## Given problem
Search the records below for the word "React". Pull out each line that has it.

## Records to process
- - -
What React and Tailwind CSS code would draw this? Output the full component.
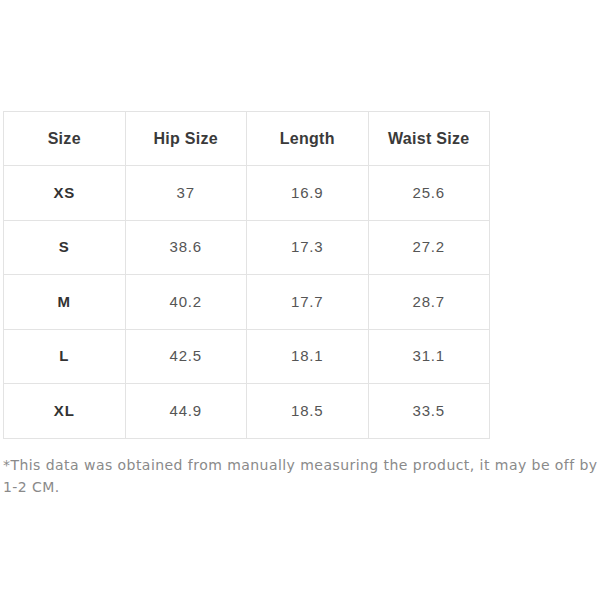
import React from 'react';

const headers = ['Size', 'Hip Size', 'Length', 'Waist Size'];

const rows = [
  ['XS', '37', '16.9', '25.6'],
  ['S', '38.6', '17.3', '27.2'],
  ['M', '40.2', '17.7', '28.7'],
  ['L', '42.5', '18.1', '31.1'],
  ['XL', '44.9', '18.5', '33.5'],
];

export default function App() {
  return (
    <div className="w-[600px] h-[600px] bg-white pt-[111px] pl-[3px] font-['Liberation_Sans',Arial,sans-serif]">
      <table className="w-[487px] border-collapse table-fixed">
        <thead>
          <tr className="h-[54px]">
            {headers.map((h) => (
              <th key={h} className="border border-[#e3e3e3] text-[16px] tracking-[0.3px] font-bold text-[#3a3a3a]">
                {h}
              </th>
            ))}
          </tr>
        </thead>
        <tbody>
          {rows.map((r) => (
            <tr key={r[0]} className="h-[54.5px]">
              {r.map((c, i) => (
                <td
                  key={i}
                  className={`border border-[#e3e3e3] text-center text-[15px] tracking-[0.8px] ${i === 0 ? 'font-bold text-[#333]' : 'text-[#555]'}`}
                >
                  {c}
                </td>
              ))}
            </tr>
          ))}
        </tbody>
      </table>
      <p className="mt-[15px] w-[597px] font-['DejaVu_Sans',sans-serif] text-[14px] tracking-[0.45px] leading-[22px] text-[#8a8a8a]">
        *This data was obtained from manually measuring the product, it may be off by 1-2 CM.
      </p>
    </div>
  );
}
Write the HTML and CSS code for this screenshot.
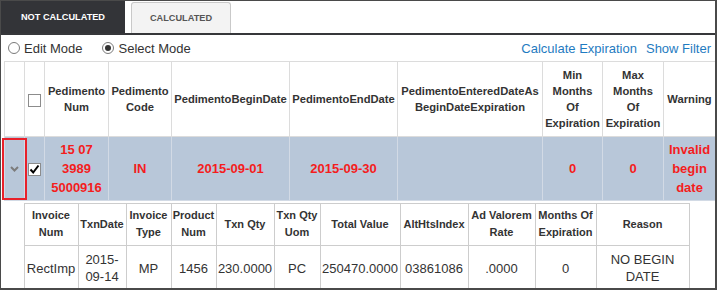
- - -
## Result of the exercise
What React and Tailwind CSS code would draw this? Output the full component.
import React from 'react';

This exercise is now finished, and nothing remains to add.